We've never seen a metal volcano erupt, so scientists built one in their lab.
A team of scientists is hard at work on an important project: Figuring out what a volcano made of metal instead of rock would look like.
The answer? Pretty cool.
Scientists have never seen ferrovolcanism — the eruption of a metal volcano — in action, so they had to build their own in a lab. What they found was that the iron magma flowed faster and farther than rock, according to the research that the North Caroline State University scientists published in the journal Nature Communications on Wednesday. Aside from being downright cool (more on that later), the study could go along way in explaining how metallic exoplanets and asteroids became the way they are today.

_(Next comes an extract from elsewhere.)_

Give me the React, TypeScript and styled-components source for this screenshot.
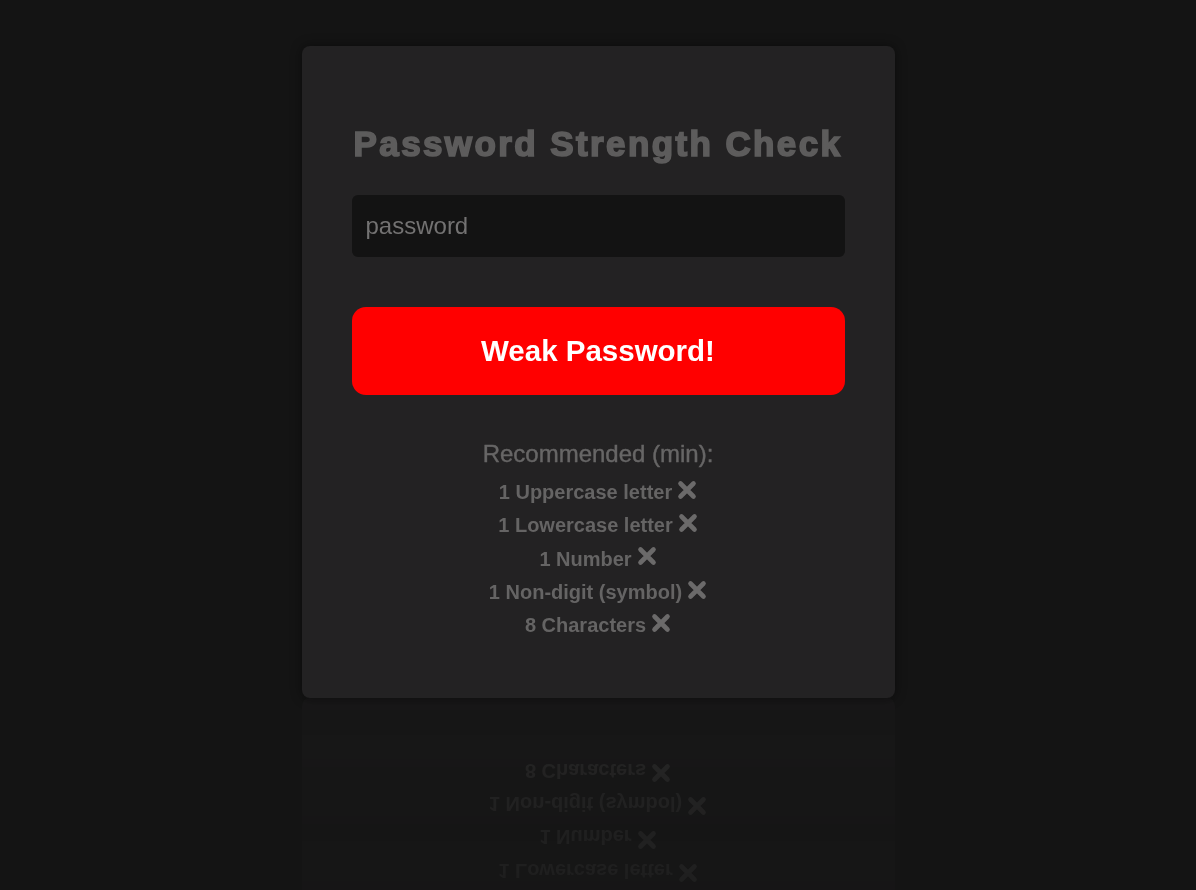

If you think of a towering rocky volcano like the ones we have on Earth as a magnificent sand castle on the beach, then an iron volcano, like those that erupted on the asteroid Psyche, would look like the sad lump of sand that's left after a few waves roll over it.
In the lab's recreation of a metal volcano, the scientists found that metal magma flowed ten times faster and dispersed in shallower channels than rock, preventing any towering mountains from forming. For reference, you can watch them try it out — and see streaks of metal separate from rock — here.

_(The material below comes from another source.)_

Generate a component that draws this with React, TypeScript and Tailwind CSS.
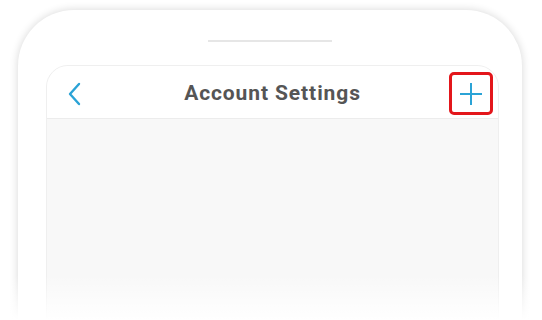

Of course, these experiments are just the best approximation of a metal volcano scientists could model today. The dynamics of a distant world or asteroid are likely far more complex, but at least this gives scientists a reasonable frame of reference as they probe the cosmos.

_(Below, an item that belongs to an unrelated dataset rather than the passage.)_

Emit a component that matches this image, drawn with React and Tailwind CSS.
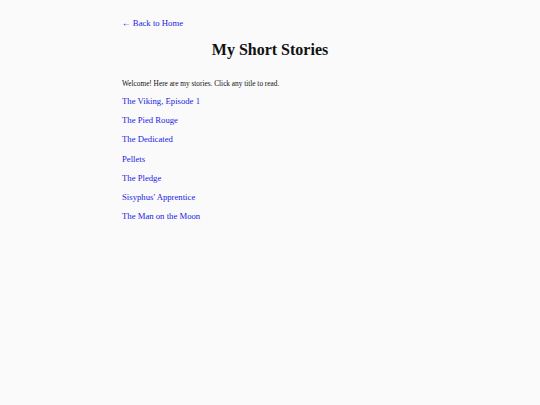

"When we look at images of worlds unlike ours, we still use what happens on Earth — like evidence of volcanic eruptions — to interpret them," lead study author and NC State marine, earth and atmospheric scientist Arianna Soldati said in a press release. "However, we don't have widespread metallic volcanism on Earth, so we must imagine what those volcanic processes might look like on other worlds so that we can interpret images correctly."
READ MORE: When volcanoes go metal [North Carolina State University]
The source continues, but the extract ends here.